The bulls were not quite ready it seems having gained 9 percent in May, some steam was lost in June, as the benchmark KSE-100 index shed 2.5 percent. Having touched a 4-year high of 48726 on June 14, the index has found strong resistance beyond that point. There is not much history to fall back on these levels to make sense of resistance and support at and around these levels.
The first time when the KSE-100 reached 48000, it went past smoothly. If anything, 48000 proved quite a support for good five months, with minimal resistance offered at 49000 and more at 50000. June 14, 2017 was the last instance of the index closing over 48000 points, before June 1, 2021. It tried getting to 49000 but did not seem to have enough legs, and instead has come close to 47000. But there sure appears resistance at 48000, technical or otherwise, is for the chartists to pull out the Fibonaccis and tell.
The PIB yield continues to be a leading indicator and 10-year rates gradually inched up towards the end of month – coinciding with the drop in index value.

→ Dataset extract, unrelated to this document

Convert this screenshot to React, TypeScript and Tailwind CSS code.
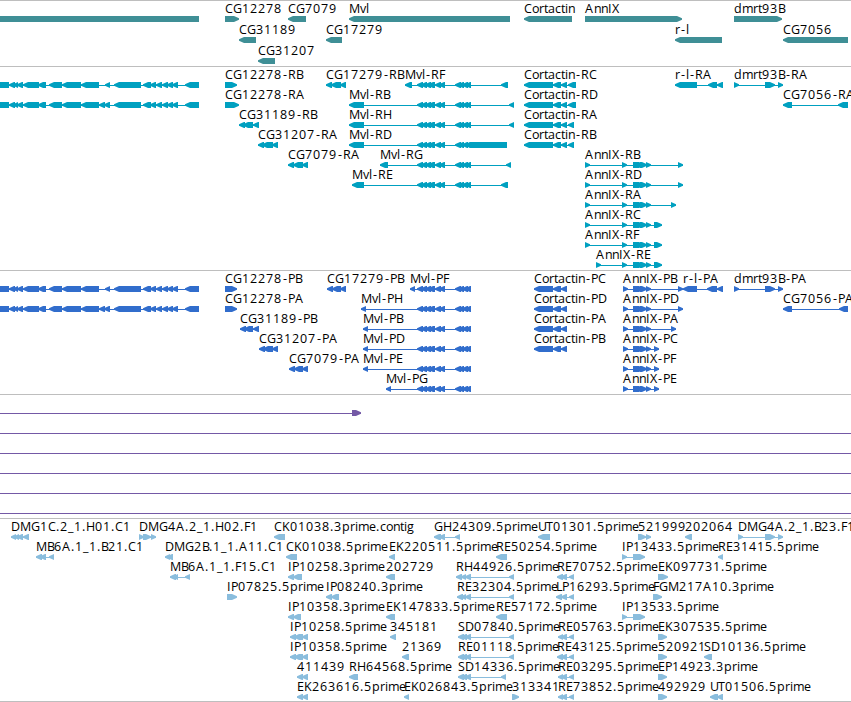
import React from "react";

type Exon = [number, number];
// label, direction, exons
type Feature = [string, "<" | ">", Exon[]];

// horizontal advance of each label character, in pixels
const ADVANCE: Record<string, number> = {
  A: 9, B: 7, C: 8, D: 9, E: 7, F: 6, G: 9, H: 9, I: 4, K: 8, L: 6, M: 11, P: 7, R: 8,
  S: 7, T: 7, U: 8, X: 7, a: 7, c: 6, d: 8, e: 7, g: 8, i: 3, l: 3, m: 11, n: 7, o: 7,
  p: 8, r: 5, t: 4, v: 6, "-": 6, ".": 4, _: 6,
};

const glyphPositions = (label: string, start: number) => {
  let x = start;
  return label
    .split("")
    .map((ch) => {
      const at = ch === "-" ? x + 1 : x;
      x += ADVANCE[ch] ?? 8;
      return at;
    })
    .join(" ");
};

const LONG_TAIL: Exon[] = [
  [114, 141], [143, 151], [150, 156], [156, 162], [162, 168], [167, 173], [172, 178], [185, 199],
];
const LONG_HEAD: Exon[] = [
  [-10, 9], [9, 15], [13, 18], [17, 23], [23, 39], [38, 46], [49, 62], [62, 81], [81, 99],
];
const LONG_A: Exon[] = [...LONG_HEAD, [105, 110], ...LONG_TAIL];
const LONG_B: Exon[] = [...LONG_HEAD, [99, 105], [104, 110], ...LONG_TAIL];

const MVL: Exon[] = [
  [417, 423], [421, 427], [425, 431], [428, 435], [435, 441], [439, 445],
  [455, 461], [458, 464], [462, 468], [465, 471],
];
const ANN: Exon[] = [[633, 644], [640, 647], [646, 651]];
const ANN_R: Exon[] = [[585, 590], [622, 627], ...ANN];
const ANN_P: Exon[] = [[623, 628], ...ANN];
const CORT_R: Exon[] = [[524, 553], [553, 561], [561, 567]];
const CORT_P: Exon[] = [[534, 553], [553, 561], [561, 567]];
const DMRT: Exon[] = [[734, 739], [765, 775], [778, 783]];

const genes: Feature[][] = [
  [
    ["", "<", [[-10, 199]]],
    ["CG12278", ">", [[225, 239]]],
    ["CG7079", "<", [[288, 306]]],
    ["Mvl", "<", [[349, 510]]],
    ["Cortactin", "<", [[524, 572]]],
    ["AnnIX", ">", [[585, 682]]],
    ["dmrt93B", ">", [[734, 782]]],
  ],
  [
    ["CG31189", "<", [[239, 256]]],
    ["CG17279", "<", [[326, 342]]],
    ["r-l", "<", [[675, 722]]],
    ["CG7056", "<", [[783, 848]]],
  ],
  [["CG31207", "<", [[258, 275]]]],
];

const transcripts: Feature[][] = [
  [
    ["", "<", LONG_A],
    ["CG12278-RB", ">", [[225, 237]]],
    ["CG17279-RB", "<", [[326, 332], [331, 341], [340, 346]]],
    ["Mvl-RF", "<", [[405, 412], ...MVL, [501, 508]]],
    ["Cortactin-RC", "<", [...CORT_R, [568, 576]]],
    ["r-l-RA", "<", [[675, 697], [708, 717], [717, 723]]],
    ["dmrt93B-RA", ">", DMRT],
  ],
  [
    ["", "<", LONG_B],
    ["CG12278-RA", ">", [[225, 239]]],
    ["Mvl-RB", "<", [[349, 364], ...MVL, [509, 514]]],
    ["Cortactin-RD", "<", [...CORT_R, [568, 576]]],
    ["CG7056-RA", "<", [[783, 792], [838, 848]]],
  ],
  [
    ["CG31189-RB", "<", [[239, 245], [243, 253], [253, 259]]],
    ["Mvl-RH", "<", [[349, 364], ...MVL, [509, 514]]],
    ["Cortactin-RA", "<", [...CORT_R, [568, 574]]],
  ],
  [
    ["CG31207-RA", "<", [[258, 264], [262, 273], [272, 278]]],
    ["Mvl-RD", "<", [[349, 364], ...MVL, [466, 507]]],
    ["Cortactin-RB", "<", [...CORT_R, [568, 574]]],
  ],
  [
    ["CG7079-RA", "<", [[288, 294], [293, 303], [302, 308]]],
    ["Mvl-RG", "<", [[380, 388], ...MVL, [506, 511]]],
    ["AnnIX-RB", ">", [...ANN_R, [678, 683]]],
  ],
  [
    ["Mvl-RE", "<", [[352, 364], ...MVL, [501, 508]]],
    ["AnnIX-RD", ">", [...ANN_R, [678, 683]]],
  ],
  [["AnnIX-RA", ">", [...ANN_R, [671, 676]]]],
  [["AnnIX-RC", ">", [...ANN_R, [654, 662]]]],
  [["AnnIX-RF", ">", [...ANN_R, [654, 662]]]],
  [["AnnIX-RE", ">", [[596, 601], [622, 627], ...ANN, [654, 662]]]],
];

const proteins: Feature[][] = [
  [
    ["", "<", LONG_A],
    ["CG12278-PB", ">", [[225, 237]]],
    ["CG17279-PB", "<", [[327, 333], [332, 341], [340, 346]]],
    ["Mvl-PF", "<", [[410, 415], ...MVL]],
    ["Cortactin-PC", "<", CORT_P],
    ["AnnIX-PB", ">", [...ANN_P, [678, 683]]],
    ["r-l-PA", "<", [[683, 697], [707, 717], [717, 723]]],
    ["dmrt93B-PA", ">", DMRT],
  ],
  [
    ["", "<", LONG_B],
    ["CG12278-PA", ">", [[225, 237]]],
    ["Mvl-PH", "<", [[361, 366], ...MVL]],
    ["Cortactin-PD", "<", CORT_P],
    ["AnnIX-PD", ">", [...ANN_P, [678, 683]]],
    ["CG7056-PA", "<", [[783, 792], [839, 848]]],
  ],
  [
    ["CG31189-PB", "<", [[240, 246], [244, 253], [253, 259]]],
    ["Mvl-PB", "<", [[363, 368], ...MVL]],
    ["Cortactin-PA", "<", CORT_P],
    ["AnnIX-PA", ">", [...ANN_P, [671, 676]]],
  ],
  [
    ["CG31207-PA", "<", [[259, 265], [263, 273], [272, 278]]],
    ["Mvl-PD", "<", [[363, 368], ...MVL]],
    ["Cortactin-PB", "<", CORT_P],
    ["AnnIX-PC", ">", [...ANN_P, [654, 659]]],
  ],
  [
    ["CG7079-PA", "<", [[289, 295], [294, 303], [302, 308]]],
    ["Mvl-PE", "<", [[363, 368], ...MVL]],
    ["AnnIX-PF", ">", [...ANN_P, [654, 659]]],
  ],
  [
    ["Mvl-PG", "<", [[386, 391], ...MVL]],
    ["AnnIX-PE", ">", [...ANN_P, [654, 659]]],
  ],
];

const spanning: Exon[] = [[-20, -10], [861, 870]];

const alignments: Feature[][] = [
  [["", ">", [[-20, -10], [352, 361]]]],
  [["", ">", spanning]],
  [["", ">", spanning]],
  [["", ">", spanning]],
  [["", ">", spanning]],
  [["", ">", spanning]],
];

const ests: Feature[][] = [
  [
    ["DMG1C.2_1.H01.C1", "<", [[11, 16], [14, 19], [17, 23], [23, 29]]],
    ["DMG4A.2_1.H02.F1", ">", [[139, 144], [143, 151], [151, 156]]],
    ["CK01038.3prime.contig", "<", [[274, 285]]],
    ["GH24309.5prime", "<", [[434, 441], [439, 445], [455, 460]]],
    ["UT01301.5prime", "<", [[538, 550]]],
    ["521999", ">", [[638, 646], [646, 651]]],
    ["202064", "<", [[685, 692]]],
    ["DMG4A.2_1.B23.F1", ">", [[738, 743], [765, 775], [778, 783]]],
  ],
  [
    ["MB6A.1_1.B21.C1", "<", [[36, 42], [40, 46], [49, 54]]],
    ["DMG2B.1_1.A11.C1", "<", [[165, 170], [167, 173]]],
    ["CK01038.5prime", "<", [[286, 297]]],
    ["EK220511.5prime", "<", [[389, 395]]],
    ["RE50254.5prime", "<", [[496, 507]]],
    ["IP13433.5prime", ">", [[622, 627], [633, 645]]],
    ["RE31415.5prime", "<", [[718, 723]]],
  ],
  [
    ["MB6A.1_1.F15.C1", "<", [[170, 176], [173, 178], [185, 190]]],
    ["IP10258.3prime", "<", [[288, 294], [293, 302]]],
    ["202729", "<", [[386, 395]]],
    ["RH44926.5prime", "<", [[456, 462], [461, 466], [465, 471], [509, 514]]],
    ["RE70752.5prime", "<", [[557, 563], [561, 567], [569, 574]]],
    ["EK097731.5prime", ">", [[658, 668]]],
  ],
  [
    ["IP07825.5prime", ">", [[227, 237]]],
    ["IP08240.3prime", "<", [[326, 332], [331, 339]]],
    ["RE32304.5prime", "<", [[457, 463], [461, 466], [465, 471], [509, 514]]],
    ["LP16293.5prime", "<", [[556, 562], [561, 567], [569, 574]]],
    ["FGM217A10.3prime", ">", [[653, 662]]],
  ],
  [
    ["IP10358.3prime", "<", [[288, 294], [293, 301]]],
    ["EK147833.5prime", "<", [[386, 395]]],
    ["RE57172.5prime", "<", [[496, 507]]],
    ["IP13533.5prime", ">", [[622, 627], [633, 645]]],
  ],
  [
    ["IP10258.5prime", "<", [[290, 296], [294, 303], [302, 308]]],
    ["345181", "<", [[390, 396]]],
    ["SD07840.5prime", "<", [[458, 464], [461, 467], [465, 471], [509, 514]]],
    ["RE05763.5prime", "<", [[558, 563], [561, 567], [569, 574]]],
    ["EK307535.5prime", ">", [[658, 667]]],
  ],
  [
    ["IP10358.5prime", "<", [[290, 296], [294, 303], [302, 308]]],
    ["21369", "<", [[402, 409]]],
    ["RE01118.5prime", "<", [[458, 464], [461, 467], [465, 471], [509, 514]]],
    ["RE43125.5prime", "<", [[557, 563], [561, 567], [569, 574]]],
    ["520921", ">", [[658, 667]]],
    ["SD10136.5prime", "<", [[704, 712]]],
  ],
  [
    ["411439", "<", [[297, 303], [302, 308]]],
    ["RH64568.5prime", "<", [[349, 358]]],
    ["SD14336.5prime", "<", [[458, 464], [461, 467], [465, 471], [501, 506]]],
    ["RE03295.5prime", "<", [[558, 563], [561, 567], [569, 574]]],
    ["EP14923.3prime", ">", [[658, 667]]],
  ],
  [
    ["EK263616.5prime", "<", [[297, 303], [302, 308]]],
    ["EK026843.5prime", "<", [[404, 409]]],
    ["313341", ">", [[512, 519]]],
    ["RE73852.5prime", "<", [[558, 563], [561, 567], [569, 574]]],
    ["492929", ">", [[658, 667]]],
    ["UT01506.5prime", "<", [[710, 718], [717, 723]]],
  ],
];

const exonPoints = ([a, b]: Exon, dir: "<" | ">") => {
  const head = Math.min(5, b - a);
  return dir === "<"
    ? `${a},18.2 ${a + head},16 ${b},16 ${b},22 ${a + head},22 ${a},19.8`
    : `${b},18.2 ${b - head},16 ${a},16 ${a},22 ${b - head},22 ${b},19.8`;
};

const Glyph = ({ feature }: { feature: Feature }) => {
  const [label, dir, exons] = feature;
  const start = exons[0][0];
  const end = exons[exons.length - 1][1];
  return (
    <g>
      {exons.length > 1 && (
        <rect x={start} y={19} width={end - start} height={1} shapeRendering="crispEdges" />
      )}
      {exons.map((exon, i) => (
        <polygon key={i} points={exonPoints(exon, dir)} />
      ))}
      {label && (
        <text x={glyphPositions(label, start)} y={13} className="fill-black">
          {label}
        </text>
      )}
    </g>
  );
};

const Track = ({ rows, className, rowClass }: { rows: Feature[][]; className: string; rowClass: string }) => (
  <section className={`flex shrink-0 flex-col border-t border-[#bebebe] ${className}`}>
    <div className="-mt-px flex flex-col">
      {rows.map((row, i) => (
        <svg key={i} className={`block w-full shrink-0 overflow-visible text-[12.5px] ${rowClass}`}>
          {row.map((feature, j) => (
            <Glyph key={j} feature={feature} />
          ))}
        </svg>
      ))}
    </div>
  </section>
);

const App = () => {
  return (
    <main className="flex h-[702px] w-[851px] flex-col overflow-hidden border-b border-[#bebebe] bg-white font-['Open_Sans',sans-serif]">
      <Track rows={genes} className="h-[66px] fill-[#3f8f96]" rowClass="h-[21px]" />
      <Track rows={transcripts} className="h-[204px] fill-[#00a0c0]" rowClass="h-5" />
      <Track rows={proteins} className="h-[124px] fill-[#316dcc]" rowClass="h-5" />
      <Track rows={alignments} className="h-[124px] fill-[#7459a6]" rowClass="h-5" />
      <Track rows={ests} className="h-[183px] fill-[#8abddd]" rowClass="h-5" />
    </main>
  );
};

export default App;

The growing fiscal challenges, the commodity price cycle, the likely wage increase in private sector – all point towards a change in policy rate, sooner than/or later. The hike may still be gradual as the central bank has so often said of late, but 10-year sovereign yields are only likely to go in one direction from here – and that is up.
What has kept the bulls from taking over despite a budget that is generally viewed as stock market friendly, can be viewed from the sectoral performance. Automobile and cement have outperformed the KSE-100 since the advent of Covid-19. Technology sector has been the runaway leader, growing 5 times in 15 months. But it is the sluggish performance of the index heavyweights – commercial banks and oil& gas sector – that the bulls do not find enough legs to have a decent run.
The Foreign Portfolio Investment has been nothing to write home about in the last five years. The net selling of $380 million in FY21 is in line with the 5-year average, where not even a single year returned net buying from foreign investors. Four years from FY17 to FY20 – commercial banks remained the star attraction in terms of both, buying value and volume – accounting for a quarter of all FIPI transactions.
For the first time ever, technology and communication sector, with nearly 30 percent of all FIPI value has displaced commercial banks as the top FIPI attraction. And by some distance too. Technology in fact, is one of only three sectors, that have returned net buying rom foreign investors in FY21. The volumes are there for everyone to see and may well have established a new normal with at significantly higher numbers, than the last decade. But for the index to rally, technology alone won’t do.
The giants will have to wake up from the slumbers.